Rescue workers pulled a two-week old baby from wreckage of a building 47 hours after a 7.2 magnitude earthquake struck eastern Turkey, killing hundreds of people.
A rescue worker in the eastern city of Ercis was seen on Turkish NTV handing the baby over to a medic. The baby, named Azra Karaduman, was rescued from a seven-story apartment building that collapsed on Sunday after a powerful earthquake crippled parts of the country, including the towns of Van and Ercis.
Shortly after the baby was removed, rescuers dove into the rubble and pulled out the baby's 25-year-old mother, who was sent to a nearby hospital. The child's grandmother was extracted next from the crumbled apartment building. Their condition were unclear, as was the fate of the father and 15 to 20 others believed to be trapped in the debris at that one site.
The death toll from the devastating earthquake has now risen to 366, with 1,301 people injured, officials said Tuesday.

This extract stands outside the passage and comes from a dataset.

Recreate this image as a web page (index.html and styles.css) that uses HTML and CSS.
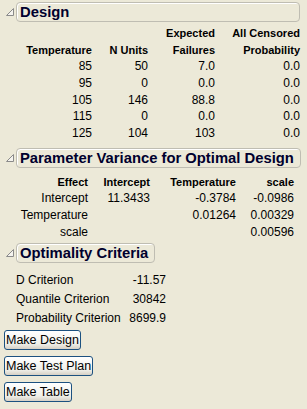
FILE: index.html
```html
<!DOCTYPE html>
<html lang="en">
<head>
<meta charset="UTF-8">
<title>Design</title>
<link rel="stylesheet" href="styles.css">
</head>
<body>

<!-- Design outline -->
<div class="outline stretch first">
  <div class="outline-head">
    <svg class="toggle" width="10" height="10" viewBox="0 0 10 10"><path d="M8.5 1.5 L8.5 8.5 L1.5 8.5 Z" fill="#f4f3ee" stroke="#8a8a8a" stroke-width="1"/></svg>
    <div class="title-box">Design</div>
  </div>
  <div class="outline-body">
    <table class="report design-table">
      <colgroup><col class="w76"><col class="w56"><col class="w67"><col class="w85"></colgroup>
      <tr class="head"><th></th><th></th><th>Expected</th><th>All Censored</th></tr>
      <tr class="head"><th>Temperature</th><th>N Units</th><th>Failures</th><th>Probability</th></tr>
      <tr><td>85</td><td>50</td><td>7.0</td><td>0.0</td></tr>
      <tr><td>95</td><td>0</td><td>0.0</td><td>0.0</td></tr>
      <tr><td>105</td><td>146</td><td>88.8</td><td>0.0</td></tr>
      <tr><td>115</td><td>0</td><td>0.0</td><td>0.0</td></tr>
      <tr><td>125</td><td>104</td><td>103</td><td>0.0</td></tr>
    </table>
  </div>
</div>

<!-- Parameter variance outline -->
<div class="outline second">
  <div class="outline-head">
    <svg class="toggle" width="10" height="10" viewBox="0 0 10 10"><path d="M8.5 1.5 L8.5 8.5 L1.5 8.5 Z" fill="#f4f3ee" stroke="#8a8a8a" stroke-width="1"/></svg>
    <div class="title-box">Parameter Variance for Optimal Design</div>
  </div>
  <div class="outline-body">
    <table class="report variance-table">
      <colgroup><col class="w72"><col class="w62"><col class="w86"><col class="w58"></colgroup>
      <tr class="head"><th>Effect</th><th>Intercept</th><th>Temperature</th><th>scale</th></tr>
      <tr><td>Intercept</td><td>11.3433</td><td>-0.3784</td><td>-0.0986</td></tr>
      <tr><td>Temperature</td><td></td><td>0.01264</td><td>0.00329</td></tr>
      <tr><td>scale</td><td></td><td></td><td>0.00596</td></tr>
    </table>
  </div>
</div>

<!-- Optimality criteria outline -->
<div class="outline third">
  <div class="outline-head">
    <svg class="toggle" width="10" height="10" viewBox="0 0 10 10"><path d="M8.5 1.5 L8.5 8.5 L1.5 8.5 Z" fill="#f4f3ee" stroke="#8a8a8a" stroke-width="1"/></svg>
    <div class="title-box">Optimality Criteria</div>
  </div>
  <div class="outline-body">
    <table class="report criteria-table">
      <colgroup><col class="w110"><col class="w40"></colgroup>
      <tr><td>D Criterion</td><td>-11.57</td></tr>
      <tr><td>Quantile Criterion</td><td>30842</td></tr>
      <tr><td>Probability Criterion</td><td>8699.9</td></tr>
    </table>
  </div>
</div>

<div class="buttons">
  <button type="button">Make Design</button>
  <button type="button">Make Test Plan</button>
  <button type="button">Make Table</button>
</div>

</body>
</html>
```

FILE: styles.css
```css
body {
  margin: 0;
  background: #ece9d8;
  font-family: "Liberation Sans", Arial, sans-serif;
  font-size: 12px;
  color: #000;
}
/* Outline boxes */
.outline {
  width: fit-content;
}
.outline.first {
  padding-top: 2px;
}
.outline.second {
  margin-top: 7px;
}
.outline.third {
  margin-top: 3px;
}
.outline-head {
  display: flex;
  align-items: center;
}
.toggle {
  width: 16px;
  flex: none;
  padding-left: 4px;
  box-sizing: border-box;
}
.title-box {
  height: 20px;
  box-sizing: border-box;
  padding: 0 6px 0 3px;
  border: 1px solid #bfbdb2;
  border-radius: 4px;
  box-shadow: inset 1px 1px 0 #fff;
  font-size: 14.8px;
  font-weight: bold;
  line-height: 18px;
  color: #00002e;
  white-space: nowrap;
}
.stretch .title-box {
  flex: 1;
}
.outline-body {
  padding-left: 16px;
}
/* Report tables */
.report {
  border-collapse: collapse;
  table-layout: fixed;
}
.report th, .report td {
  padding: 0;
  text-align: right;
  white-space: nowrap;
}
.report th {
  font-size: 11px;
  font-weight: bold;
}
.design-table {
  margin-top: 3px;
}
.design-table tr {
  height: 16.6px;
}
.variance-table {
  margin-top: 5px;
}
.variance-table tr {
  height: 16.7px;
}
.criteria-table {
  margin-top: 8px;
}
.criteria-table tr {
  height: 19px;
}
.criteria-table td:first-child {
  text-align: left;
}
.w40 { width: 40px; }
.w56 { width: 56px; }
.w58 { width: 58px; }
.w62 { width: 62px; }
.w67 { width: 67px; }
.w72 { width: 72px; }
.w76 { width: 76px; }
.w85 { width: 85px; }
.w86 { width: 86px; }
.w110 { width: 110px; }
/* Buttons */
.buttons {
  display: flex;
  flex-direction: column;
  align-items: flex-start;
  gap: 6px;
  padding: 2px 0 0 4px;
}
.buttons button {
  height: 20px;
  padding: 0 1px;
  border: 1px solid #1c5180;
  border-radius: 3px;
  background: linear-gradient(#ffffff, #f0f0ea 70%, #d6d0c5);
  font-family: "Liberation Sans", Arial, sans-serif;
  font-size: 12.5px;
  line-height: 18px;
  color: #000;
  cursor: pointer;
}
```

According to a statement released by the Disaster and Emergency Administration, the quake that struck Turkey's Van province Sunday afternoon has caused 2,262 buildings to collapse.
In the towns of Van and Ercis crews of rescuers and civilians continue to use everything from back-hoes to bare hands to dig for survivors. Five people were brought to safety on Monday, including two children and a man who used his cell phone to lead searchers to his location. .
Yalcin Akay called a police emergency line after suffering a leg injury and getting buried underneath the rubble of a six-story building, the Associated Press reported. .
Four others included two children who were rescued from the same building and a 21-year-old woman who had been trapped for about 27 hours. .
The Turkish Interior Minister Idris Naim Sahin Sahin said that 80 multi-story buildings had collapsed in the town of Ercis, with people trapped in 40 of them. .
"Rescue work is ongoing, especially at buildings where [rescuers] have determined survivors," Sahin said. .
The death toll is expected to rise, but not to as many as the thousands as originally thought. .
"There could be around 100 people [in the rubble]," Sahin said. "But we are not talking about thousands." .
The quake, which hit at 1:41 p.m. local time Sunday, was upgraded from a preliminary magnitude of 6.6 to 7.3 magnitude. The U.S. Geological Survey later revised the magnitude to 7.2.
The depth of the epicenter was considered shallow -- 12.4 miles, shallower than the earthquake that devastated Haiti in January 2010 -- and more potentially destructive, combined with the poor building codes in the region.
According to the Hakki Erskoy with the Turkish Red Crescent, there were at least 120 aftershocks on Sunday. Erskoy said that the high number aftershocks isn't affecting the search and rescue efforts, as most of the families have moved from their homes and settled in tents.
Residents spent the night outdoors and lit campfires, while others sought shelter with relatives in nearby villages. Most of these buildings in the affected part of Turkey are not built up to a code that would protect against
earthquakes. Turkey does have fairly stringent building codes but a lot of the buildings are just ignored or they are not enforced. It is estimated that only one-third of buildings in Turkey comply with codes.
The last major earthquake to hit the country was in 1999, when 18,000 people were killed, according the AP.